I'm sure this was Mini Me tongue in cheek (pinky in mouth). But on the chance that this was a typo, i'll respond, that yes, according to SCOTUS, "corporations are persons" and "money is free speech".
The first ruling rests on the dropping of a stipulation in corporate law that corporations have similar to, but different from, the rights of persons.
The second ruling completely ignores the fact that money is a "means of exchange", which implies a "quid pro quo" agreement.
If I recall, this ruling rested on the argument that with receiving unlimited amounts of money the recipient could buy free speech, such as advertising, but ignores the fact that the exchange of money by definition holds the recipient in debt to the donor.
As much as I hate the idea that money can buy a politician, it does seem necessary in our political culture. I'm not saying it is right; it just looks like a reality of our time.

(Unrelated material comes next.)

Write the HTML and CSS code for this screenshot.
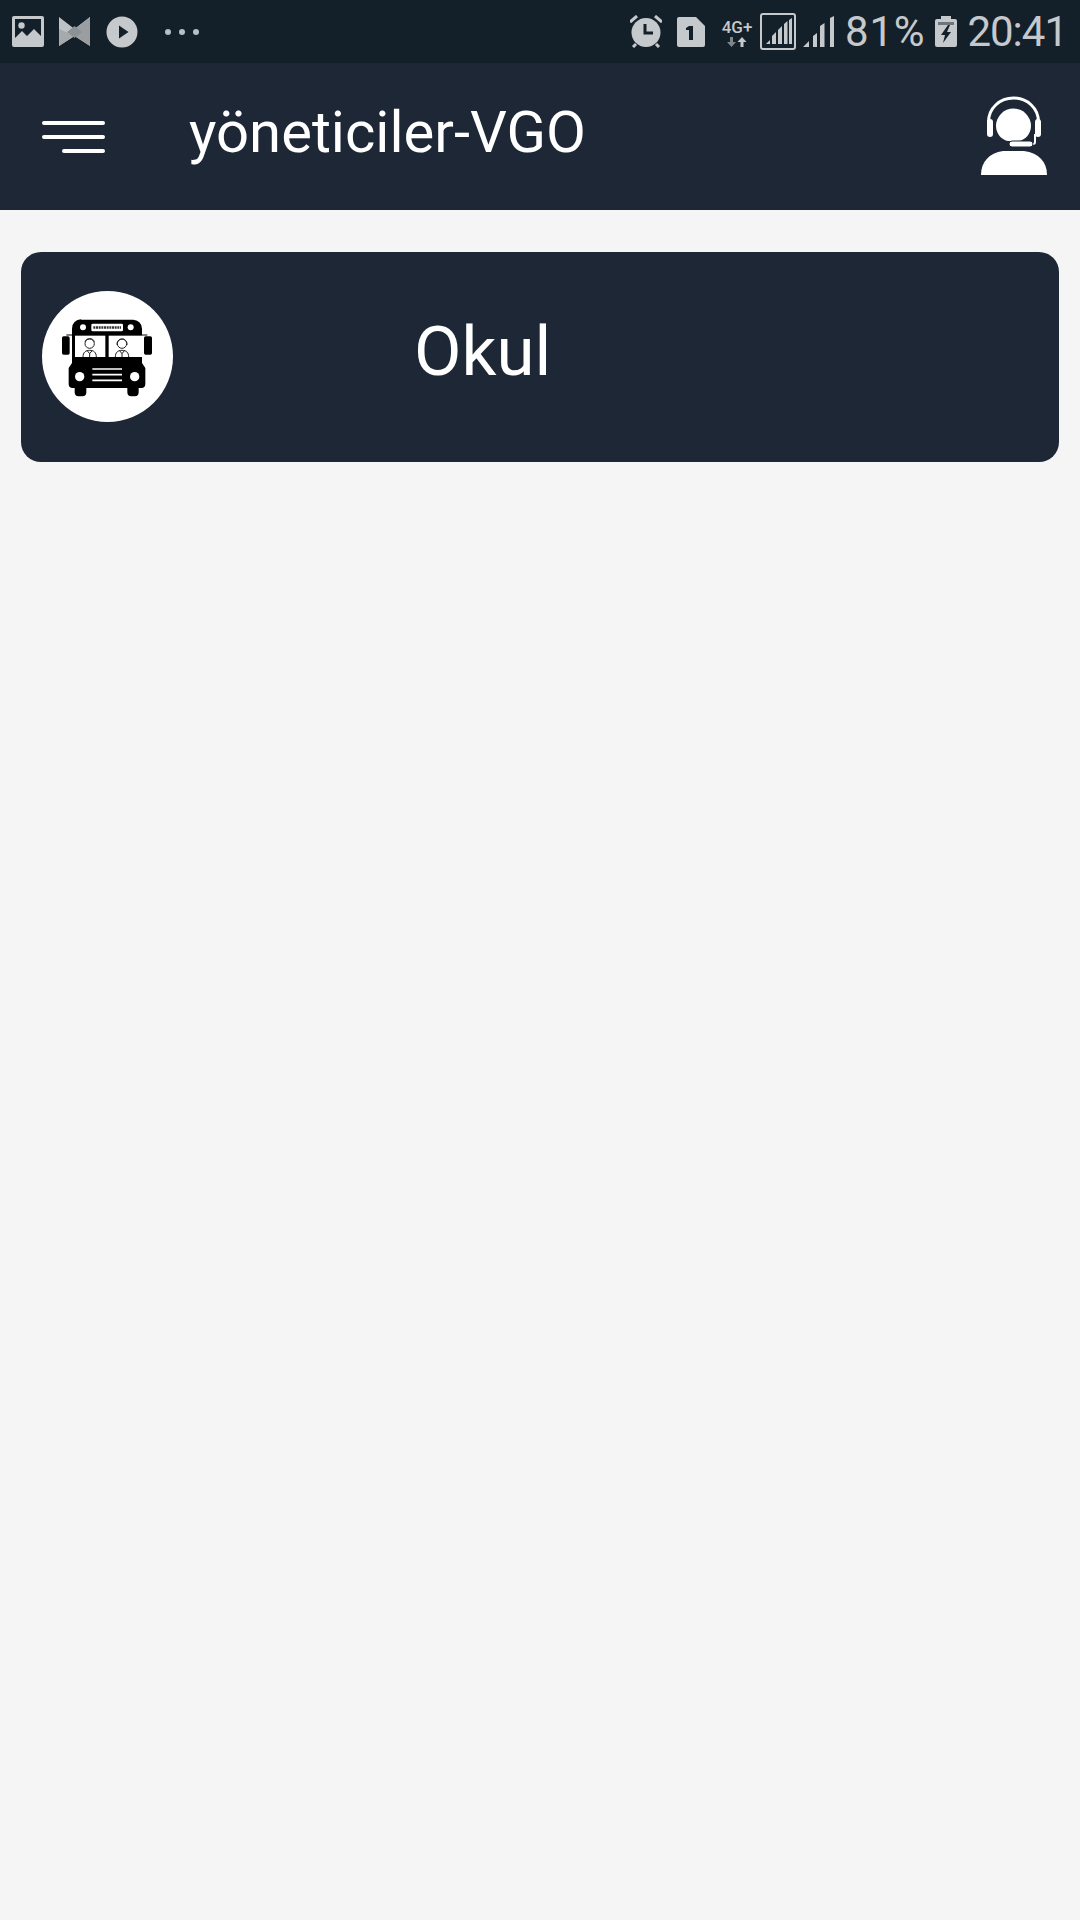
FILE: index.html
```html
<!DOCTYPE html>
<html lang="en">
<head>
<meta charset="UTF-8">
<meta name="viewport" content="width=device-width, initial-scale=1.0">
<title>yöneticiler-VGO</title>
<link rel="stylesheet" href="styles.css">
</head>
<body>
<!-- Phone status bar -->
<div class="status-bar">
  <div class="status-left">
    <svg class="icon-image" width="32" height="31" viewBox="0 0 32 31">
      <path fill="#c6c9cb" fill-rule="evenodd" d="M2 0h28a2 2 0 0 1 2 2v27a2 2 0 0 1-2 2H2a2 2 0 0 1-2-2V2a2 2 0 0 1 2-2zM3 3v19l7-7 5 5 7-7 7 7V3z"/>
      <circle cx="9.500" cy="9.500" r="3.200" fill="#c6c9cb"/>
    </svg>
    <svg class="icon-mosaic" width="31" height="30" viewBox="0 0 31 30">
      <path fill="#c0c3c5" d="M0 0l15.500 12L31 0v29L15.500 19 0 29z"/>
      <path fill="#9a9ea1" d="M31 0v29L15.500 19v-7z"/>
      <path fill="#a6aaac" d="M0 29V12l7 3 8.500 4z"/>
      <path fill="#8b9194" d="M8 15l7.500-6 7.500 6-7.500 6z"/>
    </svg>
    <svg class="icon-play" width="32" height="32" viewBox="0 0 32 32">
      <circle cx="16" cy="16" r="15.500" fill="#c6c9cb"/>
      <path fill="#142029" d="M13 9.500L22.500 16 13 22.500z"/>
    </svg>
    <div class="more-dots"><span></span><span></span><span></span></div>
  </div>
  <div class="status-right">
    <svg class="icon-alarm" width="32" height="33" viewBox="0 0 32 33">
      <circle cx="16" cy="17.500" r="14.500" fill="#c6c9cb"/>
      <path fill="none" stroke="#142029" stroke-width="3" d="M15 9v9h8"/>
      <path fill="none" stroke="#c6c9cb" stroke-width="3" d="M0 7l7-6M32 7l-7-6M6 29l-3 3M26 29l3 3"/>
    </svg>
    <svg class="icon-sim" width="28" height="30" viewBox="0 0 28 30">
      <path fill="#c6c9cb" d="M2 0h17l9 9v19a2 2 0 0 1-2 2H2a2 2 0 0 1-2-2V2a2 2 0 0 1 2-2z"/>
      <path fill="#142029" d="M12 9h4v14h-4v-10h-3v-2z"/>
    </svg>
    <div class="net-type">
      <span class="net-label">4G+</span>
      <svg width="20" height="10" viewBox="0 0 20 10">
        <path fill="#7f8689" d="M3 0h3v5h3l-4.500 5L0 5h3z"/>
        <path fill="#c6c9cb" d="M15 0l4.500 5h-3v5h-3V5h-3z"/>
      </svg>
    </div>
    <svg class="icon-signal-box" width="36" height="37" viewBox="0 0 36 37">
      <rect x="1" y="1" width="34" height="35" rx="2" fill="none" stroke="#c6c9cb" stroke-width="2"/>
      <path fill="#c6c9cb" d="M6 31l4-4v4zM12 31v-8l4-4v12zM18 31V17l4-4v18zM24 31V11l3.500-3v23zM29 31V7l3-2v26z"/>
    </svg>
    <svg class="icon-signal" width="31" height="31" viewBox="0 0 31 31">
      <path fill="#c6c9cb" d="M0 31l6-6v6zM10 31V20l4-3v14zM17 31V10l4.500-3v24zM27 31V2l4-2v31z"/>
    </svg>
    <span class="status-text battery-text">81%</span>
    <svg class="icon-battery" width="22" height="31" viewBox="0 0 22 31">
      <path fill="#c6c9cb" d="M6 0h10v3h4a2 2 0 0 1 2 2v24a2 2 0 0 1-2 2H2a2 2 0 0 1-2-2V5a2 2 0 0 1 2-2h4z"/>
      <path fill="#6f7679" d="M3 6h16v3H3z"/>
      <path fill="#142029" d="M13 9l-7 10h4l-2 8 8-11h-4l3-7z"/>
    </svg>
    <span class="status-text clock-text">20:41</span>
  </div>
</div>

<!-- App header -->
<div class="app-header">
  <div class="menu-icon"><span></span><span></span><span class="short"></span></div>
  <h1 class="app-title">yöneticiler-VGO</h1>
  <svg class="agent-icon" width="68" height="80" viewBox="0 0 68 80">
    <path fill="#fff" d="M16 30a17.500 17.500 0 0 1 35 0c0 8-6 14-12 15H28c-6-1-12-7-12-15z"/>
    <path fill="none" stroke="#fff" stroke-width="3" d="M58.500 30V26C58.500 12 47 2 33.500 2S8.500 12 8.500 26v4"/>
    <rect x="7" y="23" width="6" height="18" rx="3" fill="#fff"/>
    <rect x="55" y="23" width="6" height="18" rx="3" fill="#fff"/>
    <path fill="none" stroke="#fff" stroke-width="2" d="M55 38v8a2 2 0 0 1-2 2H40"/>
    <rect x="29" y="45" width="24" height="6" rx="3" fill="#fff" stroke="#1d2736" stroke-width="1"/>
    <path fill="#fff" d="M1 79c0-13 8-22 22-24h21c15 2 23 11 23 24z"/>
  </svg>
</div>

<div class="content">
  <div class="school-card">
    <div class="bus-badge">
      <svg class="bus-icon" width="90" height="78" viewBox="92 118 270 234">
        <rect x="92" y="170" width="23" height="55" rx="5" fill="#000"/>
        <rect x="338" y="170" width="24" height="55" rx="5" fill="#000"/>
        <path fill="none" stroke="#000" stroke-width="3" d="M105 166h26M322 166h26"/>
        <path fill="#000" d="M150 120h155a27 27 0 0 1 27 27v103l10 15v48a12 12 0 0 1-12 12h-8v13a12 12 0 0 1-12 12h-10a12 12 0 0 1-12-12v-13H165v13a12 12 0 0 1-12 12h-11a12 12 0 0 1-12-12v-13h-6a12 12 0 0 1-12-12v-48l10-15V147a27 27 0 0 1 27-28z"/>
        <rect x="180" y="132" width="95" height="23" rx="4" fill="#fff"/>
        <path fill="none" stroke="#333" stroke-width="7" stroke-dasharray="6 2" d="M186 143.500h83"/>
        <circle cx="155" cy="143" r="9" fill="#fff"/>
        <circle cx="298" cy="143" r="9" fill="#fff"/>
        <rect x="131" y="168" width="91" height="64" fill="#fff"/>
        <rect x="232" y="168" width="100" height="64" fill="#fff"/>
        <g fill="none" stroke="#222" stroke-width="3">
          <circle cx="175" cy="192" r="14"/>
          <path d="M161 186c3-12 25-12 28 0M155 232c0-14 8-20 20-20s20 6 20 20M167 212l8 10 8-10M175 222v10"/>
          <circle cx="272" cy="192" r="14"/>
          <path d="M257 196c-2-24 32-24 30 0M252 232c0-14 8-20 20-20s20 6 20 20M264 212l8 10 8-10M272 222v10"/>
        </g>
        <circle cx="145" cy="291" r="14" fill="#fff"/>
        <circle cx="310" cy="291" r="14" fill="#fff"/>
        <path fill="none" stroke="#fff" stroke-width="5" d="M183 268h89M183 285h89M183 302h89"/>
      </svg>
    </div>
    <span class="school-name">Okul</span>
  </div>
</div>
</body>
</html>
```

FILE: styles.css
```css
html, body {
  margin: 0;
  padding: 0;
}
body {
  font-family: Roboto, "Liberation Sans", sans-serif;
  background-color: #f5f5f5;
  width: 1080px;
  height: 1920px;
  overflow: hidden;
}

/* status bar */
.status-bar {
  height: 63px;
  background-color: #142029;
  display: flex;
  justify-content: space-between;
  align-items: center;
  padding: 0 13px 0 12px;
  color: #c6c9cb;
}
.status-left,
.status-right {
  display: flex;
  align-items: center;
}
.icon-mosaic {
  margin-left: 15px;
}
.icon-play {
  margin-left: 16px;
}
.more-dots {
  display: flex;
  gap: 8px;
  margin-left: 27px;
}
.more-dots span {
  width: 6px;
  height: 6px;
  border-radius: 50%;
  background-color: #b3c0c6;
}
.icon-sim {
  margin-left: 15px;
}
.net-type {
  display: flex;
  flex-direction: column;
  align-items: center;
  margin-left: 15px;
  width: 34px;
}
.net-label {
  font-size: 17px;
  font-weight: 500;
  line-height: 20px;
}
.icon-signal-box {
  margin-left: 6px;
}
.icon-signal {
  margin-left: 7px;
}
.status-text {
  font-size: 42px;
  line-height: 50px;
  font-weight: 400;
}
.battery-text {
  margin-left: 11px;
  letter-spacing: 0.8px;
}
.clock-text {
  letter-spacing: -1px;
}
.icon-battery {
  margin-left: 10px;
  margin-right: 10px;
}

/* app header */
.app-header {
  height: 147px;
  background-color: #1d2736;
  display: flex;
  align-items: center;
  position: relative;
}
.menu-icon {
  display: flex;
  flex-direction: column;
  align-items: flex-end;
  gap: 10px;
  width: 63px;
  margin-left: 42px;
  margin-top: 1px;
}
.menu-icon span {
  width: 100%;
  height: 4px;
  border-radius: 2px;
  background-color: #fff;
}
.menu-icon .short {
  width: 43px;
}
.app-title {
  margin: -9px 0 0 84px;
  font-size: 58px;
  font-weight: 400;
  color: #fff;
}
.agent-icon {
  margin-left: auto;
  margin-right: 32px;
  margin-top: -2px;
}

/* list */
.content {
  padding: 42px 21px;
}
.school-card {
  height: 210px;
  background-color: #1d2736;
  border-radius: 20px;
  display: flex;
  align-items: center;
  padding-left: 21px;
}
.bus-badge {
  width: 131px;
  height: 131px;
  margin-top: -1px;
  border-radius: 50%;
  background-color: #fff;
  display: flex;
  align-items: center;
  justify-content: center;
}
.bus-icon {
  margin-left: -2px;
  margin-top: 3px;
}
.school-name {
  margin-left: 241px;
  margin-top: -11px;
  font-size: 69px;
  color: #fff;
}
```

This problem could be resolved by Law, but it is indeed hard to imagine that a politician would vote for such a law, against his/her own interests.
The problem seems more one of practicality: reaching the constituency requires money. We are a generation raised on popular media, which charges for their services.
Politicians were bought long before there were the internet, TV or radio. Even before newspapers & magazines.
It still requires a huge sum of money to run for political office, which is a big part of the problem. But there is also graft. You are correct.
Even spending 1.2 billion on a presidential campaign won't guarantee a win.
They take turns.
Just think how many schools we could build with that kind of money, or daycare facilities for children with working parents. Even in Kuwait they set aside a small percentage of their oil revenues. They now have sufficient capital to fund free schooling in perpetuity.
And we cannot even pass a single payer healthcare system, as in most developed countries? Is it wonder that we are degenerating into a third world economy? But we can spend a billion dollars on electing a single person to high office? Strange days indeed.
Thanks to the GOP. The party of the rich.
It used to be a lot cheaper, not that long ago - a lot of free time on the major media, campaigns covered as news events rather than media shows, etc.
That was before the Republican Party's politicians got rid of things like the Fairness Doctrine and limits on corporate money inputs. Making it a money contest favors the rich.